## Begin SUPPLIED DATA
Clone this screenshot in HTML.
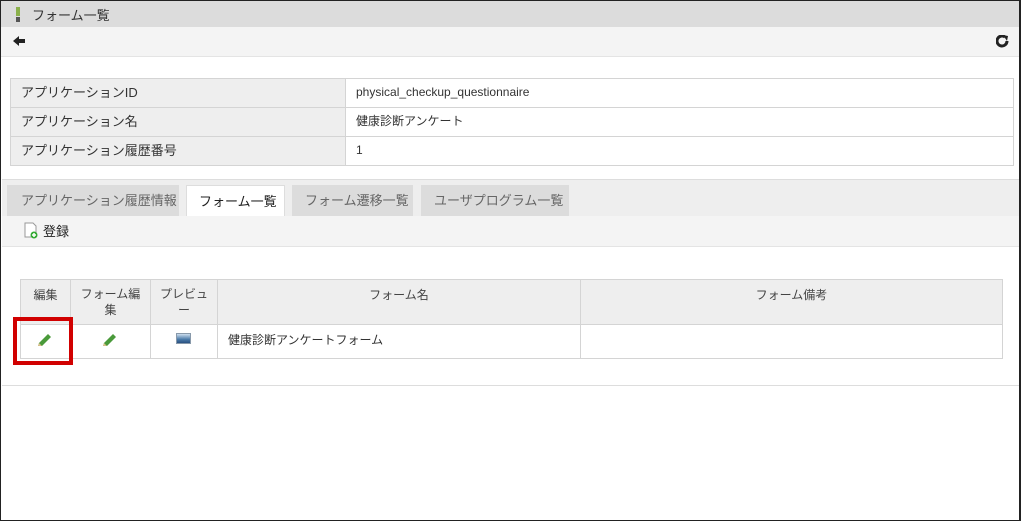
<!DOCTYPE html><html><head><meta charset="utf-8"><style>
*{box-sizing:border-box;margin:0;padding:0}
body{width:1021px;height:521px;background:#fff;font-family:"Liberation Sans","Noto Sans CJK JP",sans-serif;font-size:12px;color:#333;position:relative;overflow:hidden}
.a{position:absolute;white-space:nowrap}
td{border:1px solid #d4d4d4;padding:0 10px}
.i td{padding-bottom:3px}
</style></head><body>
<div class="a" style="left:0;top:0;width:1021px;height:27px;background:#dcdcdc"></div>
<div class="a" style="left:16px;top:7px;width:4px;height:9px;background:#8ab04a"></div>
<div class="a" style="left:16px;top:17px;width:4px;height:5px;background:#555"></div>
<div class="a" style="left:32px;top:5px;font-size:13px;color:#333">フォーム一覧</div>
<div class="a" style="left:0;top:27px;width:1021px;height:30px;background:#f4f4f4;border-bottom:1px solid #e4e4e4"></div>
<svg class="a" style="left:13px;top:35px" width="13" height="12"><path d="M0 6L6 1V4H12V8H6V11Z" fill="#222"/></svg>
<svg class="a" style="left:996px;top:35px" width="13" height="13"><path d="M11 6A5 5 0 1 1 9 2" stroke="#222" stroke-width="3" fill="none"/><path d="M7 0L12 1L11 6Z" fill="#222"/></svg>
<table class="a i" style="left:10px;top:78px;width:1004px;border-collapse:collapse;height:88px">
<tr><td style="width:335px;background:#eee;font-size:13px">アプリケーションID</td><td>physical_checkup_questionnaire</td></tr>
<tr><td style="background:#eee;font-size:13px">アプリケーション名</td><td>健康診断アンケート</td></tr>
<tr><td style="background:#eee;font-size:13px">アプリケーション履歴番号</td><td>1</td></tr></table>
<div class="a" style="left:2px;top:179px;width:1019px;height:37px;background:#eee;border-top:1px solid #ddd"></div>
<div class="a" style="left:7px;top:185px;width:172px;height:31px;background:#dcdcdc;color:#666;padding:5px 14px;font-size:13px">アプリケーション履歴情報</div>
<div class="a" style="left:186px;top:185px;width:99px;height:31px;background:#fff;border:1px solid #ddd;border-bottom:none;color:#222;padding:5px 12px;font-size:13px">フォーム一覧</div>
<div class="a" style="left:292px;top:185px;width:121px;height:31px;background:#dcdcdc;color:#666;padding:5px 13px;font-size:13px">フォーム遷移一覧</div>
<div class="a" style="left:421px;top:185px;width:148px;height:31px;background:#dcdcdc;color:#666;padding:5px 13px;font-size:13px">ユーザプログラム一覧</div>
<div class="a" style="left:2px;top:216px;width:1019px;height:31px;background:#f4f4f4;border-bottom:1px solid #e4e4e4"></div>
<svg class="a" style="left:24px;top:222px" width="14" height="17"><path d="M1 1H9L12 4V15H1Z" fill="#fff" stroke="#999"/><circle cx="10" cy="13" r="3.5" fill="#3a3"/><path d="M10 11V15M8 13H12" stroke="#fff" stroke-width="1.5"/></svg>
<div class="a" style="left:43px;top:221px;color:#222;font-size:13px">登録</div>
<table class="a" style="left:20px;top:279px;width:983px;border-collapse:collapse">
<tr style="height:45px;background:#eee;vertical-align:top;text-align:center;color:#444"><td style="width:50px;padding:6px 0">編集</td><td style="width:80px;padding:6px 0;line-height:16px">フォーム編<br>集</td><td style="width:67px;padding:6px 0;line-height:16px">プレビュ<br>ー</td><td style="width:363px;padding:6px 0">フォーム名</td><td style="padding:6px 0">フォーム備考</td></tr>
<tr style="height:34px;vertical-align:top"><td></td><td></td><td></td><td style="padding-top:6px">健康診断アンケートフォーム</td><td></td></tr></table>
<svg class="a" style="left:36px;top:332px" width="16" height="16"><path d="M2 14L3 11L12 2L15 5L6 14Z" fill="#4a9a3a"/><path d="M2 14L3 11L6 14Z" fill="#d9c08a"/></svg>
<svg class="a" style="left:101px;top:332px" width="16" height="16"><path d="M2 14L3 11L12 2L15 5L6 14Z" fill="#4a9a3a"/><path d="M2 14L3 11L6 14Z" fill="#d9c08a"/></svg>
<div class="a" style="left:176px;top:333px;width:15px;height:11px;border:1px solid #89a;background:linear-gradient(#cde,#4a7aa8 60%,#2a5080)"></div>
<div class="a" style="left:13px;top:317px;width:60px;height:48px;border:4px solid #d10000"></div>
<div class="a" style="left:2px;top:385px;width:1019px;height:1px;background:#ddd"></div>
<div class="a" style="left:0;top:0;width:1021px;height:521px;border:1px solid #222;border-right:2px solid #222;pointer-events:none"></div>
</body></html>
## End SUPPLIED DATA
- _EXERCISE DESCRIPTION_: Keep the pictures out of the copy and write out the data exactly as it stands.

- _TASK RESULT_:
Clone this screenshot in HTML.
<!DOCTYPE html><html><head><meta charset="utf-8"><style>
*{box-sizing:border-box;margin:0;padding:0}
body{width:1021px;height:521px;background:#fff;font-family:"Liberation Sans","Noto Sans CJK JP",sans-serif;font-size:12px;color:#333;position:relative;overflow:hidden}
.a{position:absolute;white-space:nowrap}
td{border:1px solid #d4d4d4;padding:0 10px}
.i td{padding-bottom:3px}
</style></head><body>
<div class="a" style="left:0;top:0;width:1021px;height:27px;background:#dcdcdc"></div>
<div class="a" style="left:16px;top:7px;width:4px;height:9px;background:#8ab04a"></div>
<div class="a" style="left:16px;top:17px;width:4px;height:5px;background:#555"></div>
<div class="a" style="left:32px;top:5px;font-size:13px;color:#333">フォーム一覧</div>
<div class="a" style="left:0;top:27px;width:1021px;height:30px;background:#f4f4f4;border-bottom:1px solid #e4e4e4"></div>
<svg class="a" style="left:13px;top:35px" width="13" height="12"><path d="M0 6L6 1V4H12V8H6V11Z" fill="#222"/></svg>
<svg class="a" style="left:996px;top:35px" width="13" height="13"><path d="M11 6A5 5 0 1 1 9 2" stroke="#222" stroke-width="3" fill="none"/><path d="M7 0L12 1L11 6Z" fill="#222"/></svg>
<table class="a i" style="left:10px;top:78px;width:1004px;border-collapse:collapse;height:88px">
<tr><td style="width:335px;background:#eee;font-size:13px">アプリケーションID</td><td>physical_checkup_questionnaire</td></tr>
<tr><td style="background:#eee;font-size:13px">アプリケーション名</td><td>健康診断アンケート</td></tr>
<tr><td style="background:#eee;font-size:13px">アプリケーション履歴番号</td><td>1</td></tr></table>
<div class="a" style="left:2px;top:179px;width:1019px;height:37px;background:#eee;border-top:1px solid #ddd"></div>
<div class="a" style="left:7px;top:185px;width:172px;height:31px;background:#dcdcdc;color:#666;padding:5px 14px;font-size:13px">アプリケーション履歴情報</div>
<div class="a" style="left:186px;top:185px;width:99px;height:31px;background:#fff;border:1px solid #ddd;border-bottom:none;color:#222;padding:5px 12px;font-size:13px">フォーム一覧</div>
<div class="a" style="left:292px;top:185px;width:121px;height:31px;background:#dcdcdc;color:#666;padding:5px 13px;font-size:13px">フォーム遷移一覧</div>
<div class="a" style="left:421px;top:185px;width:148px;height:31px;background:#dcdcdc;color:#666;padding:5px 13px;font-size:13px">ユーザプログラム一覧</div>
<div class="a" style="left:2px;top:216px;width:1019px;height:31px;background:#f4f4f4;border-bottom:1px solid #e4e4e4"></div>
<svg class="a" style="left:24px;top:222px" width="14" height="17"><path d="M1 1H9L12 4V15H1Z" fill="#fff" stroke="#999"/><circle cx="10" cy="13" r="3.5" fill="#3a3"/><path d="M10 11V15M8 13H12" stroke="#fff" stroke-width="1.5"/></svg>
<div class="a" style="left:43px;top:221px;color:#222;font-size:13px">登録</div>
<table class="a" style="left:20px;top:279px;width:983px;border-collapse:collapse">
<tr style="height:45px;background:#eee;vertical-align:top;text-align:center;color:#444"><td style="width:50px;padding:6px 0">編集</td><td style="width:80px;padding:6px 0;line-height:16px">フォーム編<br>集</td><td style="width:67px;padding:6px 0;line-height:16px">プレビュ<br>ー</td><td style="width:363px;padding:6px 0">フォーム名</td><td style="padding:6px 0">フォーム備考</td></tr>
<tr style="height:34px;vertical-align:top"><td></td><td></td><td></td><td style="padding-top:6px">健康診断アンケートフォーム</td><td></td></tr></table>
<svg class="a" style="left:36px;top:332px" width="16" height="16"><path d="M2 14L3 11L12 2L15 5L6 14Z" fill="#4a9a3a"/><path d="M2 14L3 11L6 14Z" fill="#d9c08a"/></svg>
<svg class="a" style="left:101px;top:332px" width="16" height="16"><path d="M2 14L3 11L12 2L15 5L6 14Z" fill="#4a9a3a"/><path d="M2 14L3 11L6 14Z" fill="#d9c08a"/></svg>
<div class="a" style="left:176px;top:333px;width:15px;height:11px;border:1px solid #89a;background:linear-gradient(#cde,#4a7aa8 60%,#2a5080)"></div>
<div class="a" style="left:13px;top:317px;width:60px;height:48px;border:4px solid #d10000"></div>
<div class="a" style="left:2px;top:385px;width:1019px;height:1px;background:#ddd"></div>
<div class="a" style="left:0;top:0;width:1021px;height:521px;border:1px solid #222;border-right:2px solid #222;pointer-events:none"></div>
</body></html>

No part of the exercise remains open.